## GOAL
Gather the lines that hold the string "index".

^^^^

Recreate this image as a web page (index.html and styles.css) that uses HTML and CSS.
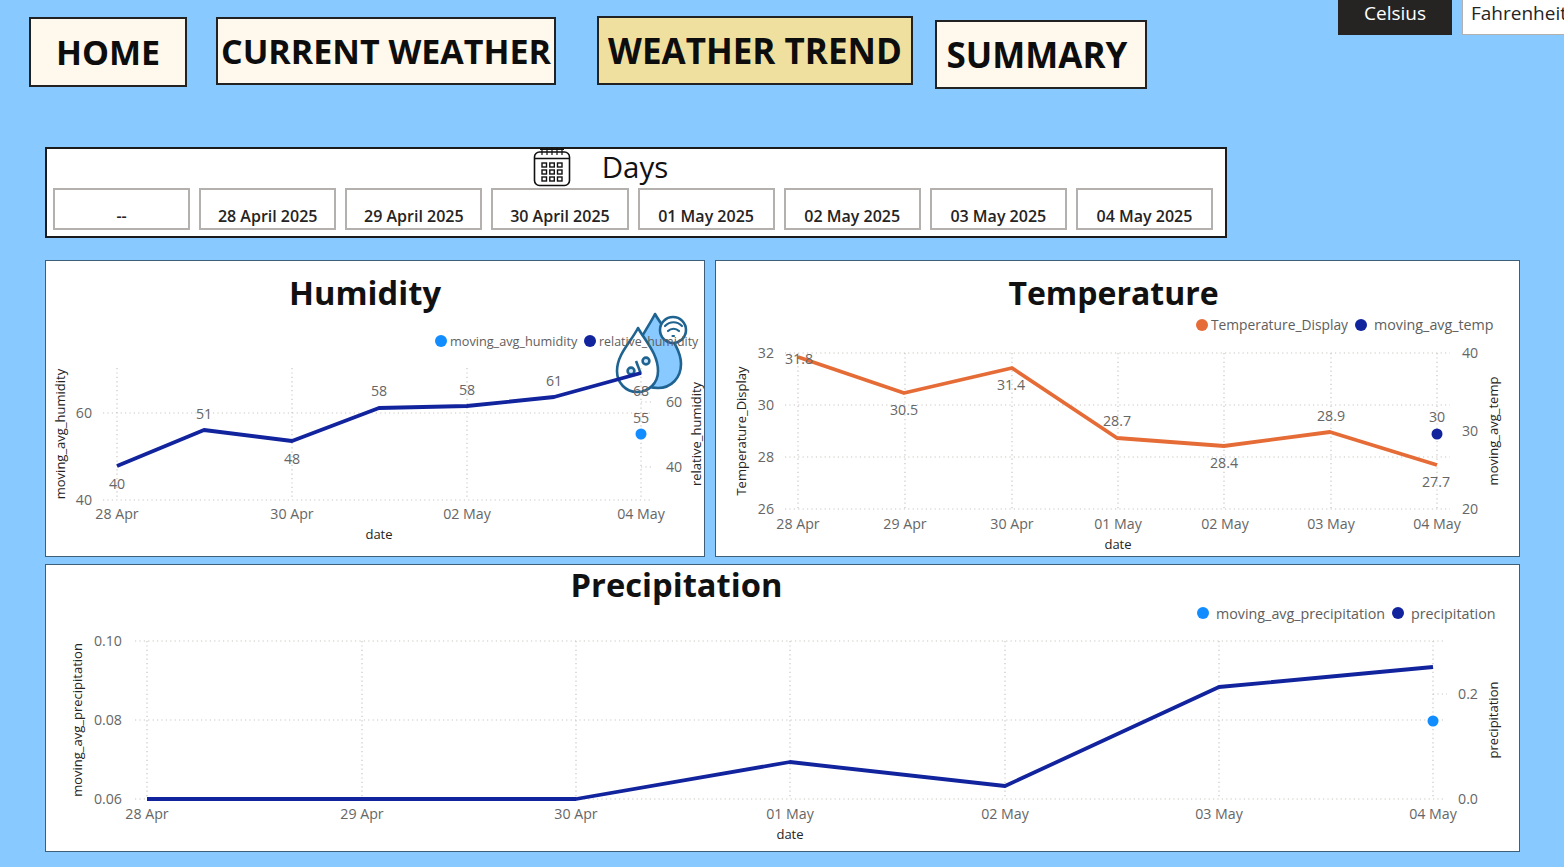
FILE: index.html
```html
<!DOCTYPE html>
<html lang="en">
<head>
  <meta charset="UTF-8">
  <meta name="viewport" content="width=device-width, initial-scale=1.0">
  <link rel="stylesheet" href="styles.css">
  <title>Weather Trend</title>
</head>
<body>

  <div class="topbar">
    <nav class="nav">
      <a class="nav-btn nav-home">HOME</a>
      <a class="nav-btn nav-current">CURRENT WEATHER</a>
      <a class="nav-btn nav-trend">WEATHER TREND</a>
      <a class="nav-btn nav-summary">SUMMARY</a>
    </nav>
    <div class="units">
      <button class="unit unit-on">Celsius</button>
      <button class="unit unit-off">Fahrenheit</button>
    </div>
  </div>

  <section class="days">
    <div class="days-head">
      <svg class="cal" width="38" height="40" viewBox="0 0 38 40" fill="none" stroke="#111" stroke-width="1.6">
        <rect x="1.5" y="5" width="35" height="33.5" rx="5"/>
        <path d="M1.5 11.5H36.5"/>
        <path d="M9 1V8M14 1V8M19 1V8M24 1V8M29 1V8M7 2.5H31" stroke-width="1.2"/>
        <g stroke-width="1.4">
          <rect x="9" y="16" width="4.5" height="4"/><rect x="16.8" y="16" width="4.5" height="4"/><rect x="24.5" y="16" width="4.5" height="4"/>
          <rect x="9" y="23" width="4.5" height="4"/><rect x="16.8" y="23" width="4.5" height="4"/><rect x="24.5" y="23" width="4.5" height="4"/>
          <rect x="9" y="30" width="4.5" height="4"/><rect x="16.8" y="30" width="4.5" height="4"/><rect x="24.5" y="30" width="4.5" height="4"/>
        </g>
      </svg>
      <span class="days-title">Days</span>
    </div>
    <div class="tiles">
      <div class="tile">--</div>
      <div class="tile">28 April 2025</div>
      <div class="tile">29 April 2025</div>
      <div class="tile">30 April 2025</div>
      <div class="tile">01 May 2025</div>
      <div class="tile">02 May 2025</div>
      <div class="tile">03 May 2025</div>
      <div class="tile">04 May 2025</div>
    </div>
  </section>

  <div class="chart-row">
    <section class="panel panel-humidity">
      <h2 class="title">Humidity</h2>
      <svg class="chart" width="658" height="245" viewBox="46 311 658 245">
        <!-- drop icon sits under the chart -->
        <g stroke="#1f6391" stroke-width="2.6" stroke-linejoin="round">
          <path d="M655 314C664 330 681 346 681 364C681 378 671 388 658 388C645 388 633 378 633 364C633 346 647 330 655 314Z" fill="#88c9ff"/>
          <path d="M638 328C646 342 658 354 658 371C658 383 649 392 637 392C626 392 617 383 617 371C617 354 631 342 638 328Z" fill="#fff"/>
          <circle cx="673" cy="330" r="13" fill="#fff"/>
          <circle cx="646" cy="361" r="3.4" fill="#cfe8ff"/>
          <circle cx="631" cy="371" r="3.4" fill="#cfe8ff"/>
          <path d="M636 361L641 374" fill="none"/>
        </g>
        <g fill="none" stroke="#1f6391" stroke-width="2.2" stroke-linecap="round">
          <path d="M665 326C670 321 677 321 682 326"/>
          <path d="M668 331C671 328 676 328 679 331"/>
          <path d="M672.5 336H674"/>
        </g>
        <g class="grid">
          <path d="M103 413H650M103 500H650M641 402H653M641 467H653"/>
          <path d="M117 368V500M292 368V500M467 368V500M641 368V500"/>
        </g>
        <g class="legend">
          <circle cx="441" cy="341" r="6" fill="#118dff"/><text x="450" y="346">moving_avg_humidity</text>
          <circle cx="590" cy="341" r="6" fill="#12239e"/><text class="legend-tight" x="599" y="346">relative_humidity</text>
        </g>
        <g class="axis end">
          <text x="92" y="418">60</text><text x="92" y="505">40</text>
        </g>
        <g class="axis">
          <text x="674" y="407">60</text><text x="674" y="472">40</text>
          <text x="117" y="519">28 Apr</text><text x="292" y="519">30 Apr</text><text x="467" y="519">02 May</text><text x="641" y="519">04 May</text>
        </g>
        <text class="axis-title" transform="translate(65 434) rotate(-90)">moving_avg_humidity</text>
        <text class="axis-title" transform="translate(701 434) rotate(-90)">relative_humidity</text>
        <text class="axis-title" x="379" y="539">date</text>
        <polyline class="line navy" points="117,466 204,430 292,441 379,408 467,406 554,397 641,373"/>
        <circle cx="641" cy="434" r="5.5" fill="#118dff"/>
        <g class="axis">
          <text x="117" y="489">40</text><text x="204" y="419">51</text><text x="292" y="464">48</text><text x="379" y="396">58</text>
          <text x="467" y="395">58</text><text x="554" y="386">61</text><text x="641" y="396">68</text><text x="641" y="423">55</text>
        </g>
      </svg>
    </section>

    <section class="panel panel-temp">
      <h2 class="title">Temperature</h2>
      <svg class="chart" width="803" height="245" viewBox="716 311 803 245">
        <g class="grid">
          <path d="M785 353H1450M785 405H1450M785 457H1450M785 509H1450"/>
          <path d="M798 353V509M905 353V509M1012 353V509M1118 353V509M1224 353V509M1331 353V509M1437 353V509"/>
        </g>
        <g class="legend legend-large">
          <circle cx="1202" cy="325" r="6" fill="#e66c37"/><text x="1211" y="330">Temperature_Display</text>
          <circle cx="1361" cy="325" r="6" fill="#12239e"/><text class="legend-stretch" x="1374" y="330">moving_avg_temp</text>
        </g>
        <g class="axis end">
          <text x="774" y="358">32</text><text x="774" y="410">30</text><text x="774" y="462">28</text><text x="774" y="514">26</text>
        </g>
        <g class="axis">
          <text x="1470" y="358">40</text><text x="1470" y="436">30</text><text x="1470" y="514">20</text>
          <text x="798" y="529">28 Apr</text><text x="905" y="529">29 Apr</text><text x="1012" y="529">30 Apr</text><text x="1118" y="529">01 May</text>
          <text x="1225" y="529">02 May</text><text x="1331" y="529">03 May</text><text x="1437" y="529">04 May</text>
        </g>
        <text class="axis-title" transform="translate(746 431) rotate(-90)">Temperature_Display</text>
        <text class="axis-title" transform="translate(1498 431) rotate(-90)">moving_avg_temp</text>
        <text class="axis-title" x="1118" y="549">date</text>
        <polyline class="line orange" points="798,357 904,393 1012,368 1117,438 1224,446 1330,432 1437,465"/>
        <circle cx="1437" cy="434" r="5.5" fill="#12239e"/>
        <g class="axis">
          <text x="799" y="364">31.8</text><text x="904" y="415">30.5</text><text x="1011" y="390">31.4</text><text x="1117" y="426">28.7</text>
          <text x="1224" y="468">28.4</text><text x="1331" y="421">28.9</text><text x="1437" y="422">30</text><text x="1436" y="487">27.7</text>
        </g>
      </svg>
    </section>
  </div>

  <section class="panel panel-precip">
    <h2 class="title">Precipitation</h2>
    <svg class="chart" width="1473" height="253" viewBox="46 598 1473 253">
      <g class="grid">
        <path d="M135 641H1445M135 720H1445M135 799H1445M1433 694H1447"/>
        <path d="M147 641V799M362 641V799M576 641V799M790 641V799M1005 641V799M1219 641V799M1433 641V799"/>
      </g>
      <g class="legend legend-large">
        <circle cx="1203" cy="613" r="6" fill="#118dff"/><text class="legend-stretch" x="1216" y="619">moving_avg_precipitation</text>
        <circle cx="1398" cy="613" r="6" fill="#12239e"/><text class="legend-stretch" x="1411" y="619">precipitation</text>
      </g>
      <g class="axis end">
        <text x="122" y="646">0.10</text><text x="122" y="725">0.08</text><text x="122" y="804">0.06</text>
      </g>
      <g class="axis">
        <text x="1468" y="699">0.2</text><text x="1468" y="804">0.0</text>
        <text x="147" y="819">28 Apr</text><text x="362" y="819">29 Apr</text><text x="576" y="819">30 Apr</text><text x="790" y="819">01 May</text>
        <text x="1005" y="819">02 May</text><text x="1219" y="819">03 May</text><text x="1433" y="819">04 May</text>
      </g>
      <text class="axis-title" transform="translate(82 720) rotate(-90)">moving_avg_precipitation</text>
      <text class="axis-title" transform="translate(1498 720) rotate(-90)">precipitation</text>
      <text class="axis-title" x="790" y="839">date</text>
      <polyline class="line navy" points="147,799 362,799 576,799 790,762 1005,786 1219,687 1433,667"/>
      <circle cx="1433" cy="721" r="5.5" fill="#118dff"/>
    </svg>
  </section>

</body>
</html>
```

FILE: styles.css
```css
html, body {
  margin: 0;
  height: 867px;
  overflow: hidden;
}

body {
  font-family: 'Open Sans', 'Noto Sans', sans-serif;
  background: #88c9ff;
  color: #111;
}

.topbar {
  display: flex;
  justify-content: space-between;
  align-items: flex-start;
  height: 147px;
}

.nav {
  display: flex;
  align-items: flex-start;
  padding: 16px 0 0 29px;
}

.nav-btn {
  display: flex;
  align-items: center;
  justify-content: center;
  box-sizing: border-box;
  border: 2px solid #222;
  background: #fff8ec;
  font-weight: 700;
  color: #0d0d0d;
  white-space: nowrap;
}

.nav-home {
  width: 158px;
  height: 70px;
  margin-top: 1px;
  font-size: 34px;
}

.nav-current {
  width: 340px;
  height: 68px;
  margin: 1px 0 0 29px;
  font-size: 34px;
}

.nav-trend {
  width: 316px;
  height: 69px;
  margin-left: 41px;
  background: #f0e09f;
  font-size: 35px;
}

.nav-summary {
  width: 212px;
  height: 69px;
  margin: 4px 0 0 22px;
  padding-right: 8px;
  font-size: 35px;
}

.units {
  display: flex;
  gap: 10px;
  width: 226px;
  flex-shrink: 0;
  overflow: hidden;
}

.unit {
  flex-shrink: 0;
  box-sizing: border-box;
  height: 35px;
  width: 114px;
  padding: 0 0 14px;
  border: 0;
  font-family: inherit;
  font-size: 19px;
  font-weight: 500;
}

.unit-on {
  background: #252423;
  color: #fff;
}

.unit-off {
  background: #fff;
  color: #252423;
  border: 1px solid #b3b0ad;
  border-top: 0;
  text-align: left;
  padding-left: 8px;
  white-space: nowrap;
}

.days {
  box-sizing: border-box;
  width: 1182px;
  height: 91px;
  margin-left: 45px;
  background: #fff;
  border: 2px solid #1b1b1b;
}

.days-head {
  display: flex;
  align-items: center;
  justify-content: center;
  gap: 31px;
  height: 39px;
  padding: 0 71px 4px 0;
  box-sizing: border-box;
}

.days-title {
  font-size: 29.5px;
  line-height: 34px;
}

.tiles {
  display: grid;
  grid-template-columns: repeat(8, 1fr);
  gap: 9px;
  width: 1160px;
  margin-left: 6px;
}

.tile {
  box-sizing: border-box;
  height: 42px;
  padding-top: 15px;
  border: 2px solid #b3b0ad;
  text-align: center;
  font-size: 16px;
  font-weight: 600;
  line-height: 22px;
  color: #252423;
}

.chart-row {
  display: flex;
  gap: 10px;
  margin: 22px 0 7px 45px;
}

.panel {
  box-sizing: border-box;
  height: 297px;
  background: #fff;
  border: 1px solid #3f5f78;
}

.panel-humidity {
  width: 660px;
}

.panel-temp {
  width: 805px;
}

.panel-precip {
  width: 1475px;
  height: 288px;
  margin-left: 45px;
}

.title {
  margin: 0;
  height: 50px;
  font-size: 32.7px;
  line-height: 64px;
  font-weight: 700;
  text-align: center;
  color: #111;
}

.panel-humidity .title {
  padding-right: 20px;
}

.panel-temp .title {
  padding-right: 8px;
  font-size: 32px;
}

.panel-precip .title {
  height: 33px;
  line-height: 40px;
  padding-right: 212px;
}

.chart {
  display: block;
}

.grid path {
  fill: none;
  stroke: #c8c6c4;
  stroke-width: 1.2;
  stroke-dasharray: 1.2 3.2;
}

.line {
  fill: none;
  stroke-width: 3.8;
  stroke-linejoin: round;
}

.navy {
  stroke: #12239e;
}

.orange {
  stroke: #e66c37;
}

.axis text {
  font-size: 14.2px;
  fill: #666;
  text-anchor: middle;
}

.axis.end text {
  text-anchor: end;
}

.legend text {
  font-size: 12.7px;
  fill: #605e5c;
}

.legend .legend-tight {
  font-size: 12.4px;
}

.legend-large text {
  font-size: 13.8px;
}

.legend-large .legend-stretch {
  font-size: 14.3px;
}

.axis-title {
  font-size: 13px;
  fill: #252423;
  text-anchor: middle;
}
```
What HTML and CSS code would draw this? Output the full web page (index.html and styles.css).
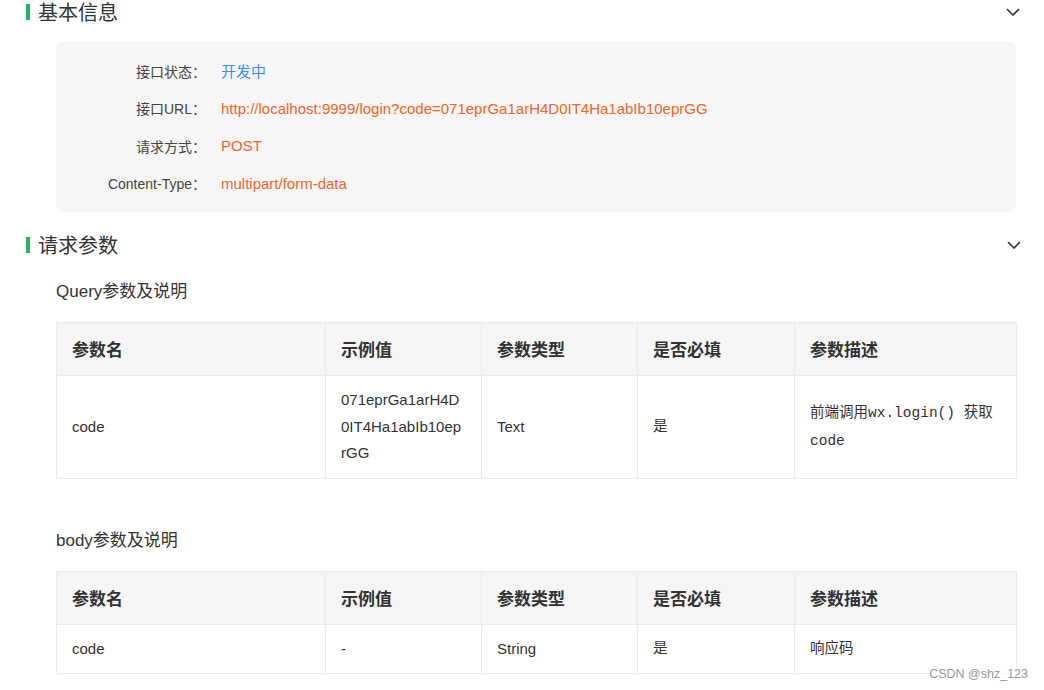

^^^^

## EXERCISE OUTPUT
Recreate this image as a web page (index.html and styles.css) that uses HTML and CSS.
FILE: index.html
What HTML and CSS code would draw this? Output the full web page (index.html and styles.css).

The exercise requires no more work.